No.  (2 comparable references)
42 “What do you think about the Christ, whose son is He?” They said to Him, “The son of David.”
43 He said to them, “Then how does David in the Spirit call Him ‘Lord,’ saying,
44 ‘The Lord [JHWH]  said to my Lord [ADONAI],
“Sit at My right hand,
Until I put Your enemies beneath Your feet”’?
45 If David then calls Him ‘Lord,’ how is He his son?”

Matthew 22:42-45  NASB

 

SAB Contradiction 427

 

Intro
Many people knew the Psalms of David as they were sung in synagogues, in the temple and when people traveled to Jerusalem as pilgrims. One knew that the coming Messiah would be a Son of David. Did Jesus confirm this?

 

Two names
Jesus quoted in Matthew 22:42-45 (above) a song of David and this quote, Psalm 110:1, opens rather strangely:
            “The LORD said to my Lord …”
The holy name for God is JHVH (JAHWÈ) translated as LORD and the second name for God is ADONAI translated as my Lord.
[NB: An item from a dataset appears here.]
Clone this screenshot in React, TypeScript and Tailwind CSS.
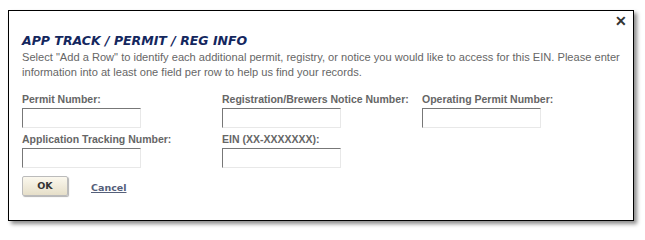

David used the two names with reference to God as so often in the Bible, however the names are applied here to two divine persons and not one. 

 

The Messiah
In Psalm 110 something unusual occurs:
             “The LORD (JHVH) said to my Lord (ADONAI) …”
Here God is speaking to the Messiah of Israel. In the quote of Psalm 110:1 in Matthew 22:42-43 Jesus used the name “my Lord” as referring to the Messiah, whom David called “my Lord”, his Descendant who once would reign over Israel and the world.

 

Tongue-tied
Certainly the scribes and Pharisees were acquainted with the general Jewish teaching that the Messiah was a Son of David. There is no question about that and they were expecting a new great King like David with a throne and an army and a Kingdom of victory for the Jewish nation. But Jesus had a different perspective: How could God call the Messiah my Lord, using the second name of God? They were absolutely tongue-tied.  For Jesus the answer was so simple: The Messiah would be Man and God, a Son of David and a Son of God!

 

Conclusion
There is nothing strange in the fact that Jesus used the Hebrew Bible to show that He was more than man, more than a Son of David. He, the Messiah, was also ADONAI, “my Lord”, more than a Son of David. He was also ADONAI, “my Lord”, Son of God! Jesus refers to his miraculous birth of divine origin.